§ **Stored data**:
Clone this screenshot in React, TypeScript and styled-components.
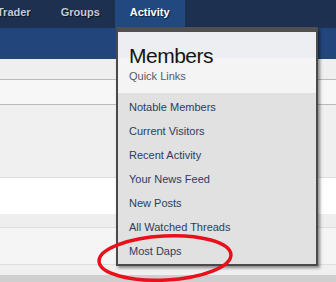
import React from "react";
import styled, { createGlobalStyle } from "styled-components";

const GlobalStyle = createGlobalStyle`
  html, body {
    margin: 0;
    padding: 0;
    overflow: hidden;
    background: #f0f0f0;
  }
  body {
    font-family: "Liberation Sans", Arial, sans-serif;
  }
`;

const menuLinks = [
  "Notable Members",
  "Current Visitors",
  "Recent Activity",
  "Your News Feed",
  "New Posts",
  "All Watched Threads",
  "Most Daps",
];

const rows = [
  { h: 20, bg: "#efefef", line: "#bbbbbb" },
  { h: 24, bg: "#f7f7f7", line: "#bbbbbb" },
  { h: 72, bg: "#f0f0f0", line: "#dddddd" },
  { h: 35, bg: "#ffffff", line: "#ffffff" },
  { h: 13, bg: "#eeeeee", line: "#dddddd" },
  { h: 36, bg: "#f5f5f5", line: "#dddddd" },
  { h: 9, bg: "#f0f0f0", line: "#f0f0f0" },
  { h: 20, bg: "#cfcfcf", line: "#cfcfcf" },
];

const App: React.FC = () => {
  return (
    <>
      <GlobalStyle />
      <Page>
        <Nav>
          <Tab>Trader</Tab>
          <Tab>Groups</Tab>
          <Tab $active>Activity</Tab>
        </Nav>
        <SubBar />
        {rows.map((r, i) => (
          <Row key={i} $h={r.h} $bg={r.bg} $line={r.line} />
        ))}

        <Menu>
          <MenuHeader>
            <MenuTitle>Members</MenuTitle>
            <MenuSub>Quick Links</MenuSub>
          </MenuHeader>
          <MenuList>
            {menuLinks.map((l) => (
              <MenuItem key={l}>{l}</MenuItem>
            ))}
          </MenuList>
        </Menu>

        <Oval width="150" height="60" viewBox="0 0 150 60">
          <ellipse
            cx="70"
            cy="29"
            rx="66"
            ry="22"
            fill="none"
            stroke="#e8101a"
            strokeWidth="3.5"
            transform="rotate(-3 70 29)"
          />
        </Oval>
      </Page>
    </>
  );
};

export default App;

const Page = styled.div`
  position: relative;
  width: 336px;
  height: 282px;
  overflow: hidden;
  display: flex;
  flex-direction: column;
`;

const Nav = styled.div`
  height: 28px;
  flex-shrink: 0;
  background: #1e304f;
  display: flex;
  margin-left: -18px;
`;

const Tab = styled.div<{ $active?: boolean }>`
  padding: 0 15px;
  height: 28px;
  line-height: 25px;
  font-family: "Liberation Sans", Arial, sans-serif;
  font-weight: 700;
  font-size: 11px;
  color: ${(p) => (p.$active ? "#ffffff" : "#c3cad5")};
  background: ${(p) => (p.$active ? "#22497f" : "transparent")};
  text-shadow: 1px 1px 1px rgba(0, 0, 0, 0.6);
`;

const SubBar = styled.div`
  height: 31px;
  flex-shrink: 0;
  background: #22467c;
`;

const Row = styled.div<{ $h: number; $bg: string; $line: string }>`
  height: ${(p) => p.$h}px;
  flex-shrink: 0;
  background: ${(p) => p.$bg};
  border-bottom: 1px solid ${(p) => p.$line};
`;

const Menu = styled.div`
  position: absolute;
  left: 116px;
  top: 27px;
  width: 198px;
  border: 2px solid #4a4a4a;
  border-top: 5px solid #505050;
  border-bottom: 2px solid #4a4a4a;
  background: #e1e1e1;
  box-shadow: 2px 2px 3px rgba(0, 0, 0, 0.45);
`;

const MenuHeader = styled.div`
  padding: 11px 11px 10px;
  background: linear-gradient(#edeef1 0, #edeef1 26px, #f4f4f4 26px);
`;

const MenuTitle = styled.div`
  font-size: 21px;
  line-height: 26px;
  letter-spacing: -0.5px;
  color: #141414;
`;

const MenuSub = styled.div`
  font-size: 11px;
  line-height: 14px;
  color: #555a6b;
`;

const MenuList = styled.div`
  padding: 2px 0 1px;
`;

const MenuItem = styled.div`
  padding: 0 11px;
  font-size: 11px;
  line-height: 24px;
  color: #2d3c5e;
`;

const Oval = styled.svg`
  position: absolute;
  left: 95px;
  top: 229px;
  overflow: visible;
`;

§ **Problem statement**: Without the images, write out each line of the data verbatim.

§ **Answer below**:
Clone this screenshot in React, TypeScript and styled-components.
import React from "react";
import styled, { createGlobalStyle } from "styled-components";

const GlobalStyle = createGlobalStyle`
  html, body {
    margin: 0;
    padding: 0;
    overflow: hidden;
    background: #f0f0f0;
  }
  body {
    font-family: "Liberation Sans", Arial, sans-serif;
  }
`;

const menuLinks = [
  "Notable Members",
  "Current Visitors",
  "Recent Activity",
  "Your News Feed",
  "New Posts",
  "All Watched Threads",
  "Most Daps",
];

const rows = [
  { h: 20, bg: "#efefef", line: "#bbbbbb" },
  { h: 24, bg: "#f7f7f7", line: "#bbbbbb" },
  { h: 72, bg: "#f0f0f0", line: "#dddddd" },
  { h: 35, bg: "#ffffff", line: "#ffffff" },
  { h: 13, bg: "#eeeeee", line: "#dddddd" },
  { h: 36, bg: "#f5f5f5", line: "#dddddd" },
  { h: 9, bg: "#f0f0f0", line: "#f0f0f0" },
  { h: 20, bg: "#cfcfcf", line: "#cfcfcf" },
];

const App: React.FC = () => {
  return (
    <>
      <GlobalStyle />
      <Page>
        <Nav>
          <Tab>Trader</Tab>
          <Tab>Groups</Tab>
          <Tab $active>Activity</Tab>
        </Nav>
        <SubBar />
        {rows.map((r, i) => (
          <Row key={i} $h={r.h} $bg={r.bg} $line={r.line} />
        ))}

        <Menu>
          <MenuHeader>
            <MenuTitle>Members</MenuTitle>
            <MenuSub>Quick Links</MenuSub>
          </MenuHeader>
          <MenuList>
            {menuLinks.map((l) => (
              <MenuItem key={l}>{l}</MenuItem>
            ))}
          </MenuList>
        </Menu>

        <Oval width="150" height="60" viewBox="0 0 150 60">
          <ellipse
            cx="70"
            cy="29"
            rx="66"
            ry="22"
            fill="none"
            stroke="#e8101a"
            strokeWidth="3.5"
            transform="rotate(-3 70 29)"
          />
        </Oval>
      </Page>
    </>
  );
};

export default App;

const Page = styled.div`
  position: relative;
  width: 336px;
  height: 282px;
  overflow: hidden;
  display: flex;
  flex-direction: column;
`;

const Nav = styled.div`
  height: 28px;
  flex-shrink: 0;
  background: #1e304f;
  display: flex;
  margin-left: -18px;
`;

const Tab = styled.div<{ $active?: boolean }>`
  padding: 0 15px;
  height: 28px;
  line-height: 25px;
  font-family: "Liberation Sans", Arial, sans-serif;
  font-weight: 700;
  font-size: 11px;
  color: ${(p) => (p.$active ? "#ffffff" : "#c3cad5")};
  background: ${(p) => (p.$active ? "#22497f" : "transparent")};
  text-shadow: 1px 1px 1px rgba(0, 0, 0, 0.6);
`;

const SubBar = styled.div`
  height: 31px;
  flex-shrink: 0;
  background: #22467c;
`;

const Row = styled.div<{ $h: number; $bg: string; $line: string }>`
  height: ${(p) => p.$h}px;
  flex-shrink: 0;
  background: ${(p) => p.$bg};
  border-bottom: 1px solid ${(p) => p.$line};
`;

const Menu = styled.div`
  position: absolute;
  left: 116px;
  top: 27px;
  width: 198px;
  border: 2px solid #4a4a4a;
  border-top: 5px solid #505050;
  border-bottom: 2px solid #4a4a4a;
  background: #e1e1e1;
  box-shadow: 2px 2px 3px rgba(0, 0, 0, 0.45);
`;

const MenuHeader = styled.div`
  padding: 11px 11px 10px;
  background: linear-gradient(#edeef1 0, #edeef1 26px, #f4f4f4 26px);
`;

const MenuTitle = styled.div`
  font-size: 21px;
  line-height: 26px;
  letter-spacing: -0.5px;
  color: #141414;
`;

const MenuSub = styled.div`
  font-size: 11px;
  line-height: 14px;
  color: #555a6b;
`;

const MenuList = styled.div`
  padding: 2px 0 1px;
`;

const MenuItem = styled.div`
  padding: 0 11px;
  font-size: 11px;
  line-height: 24px;
  color: #2d3c5e;
`;

const Oval = styled.svg`
  position: absolute;
  left: 95px;
  top: 229px;
  overflow: visible;
`;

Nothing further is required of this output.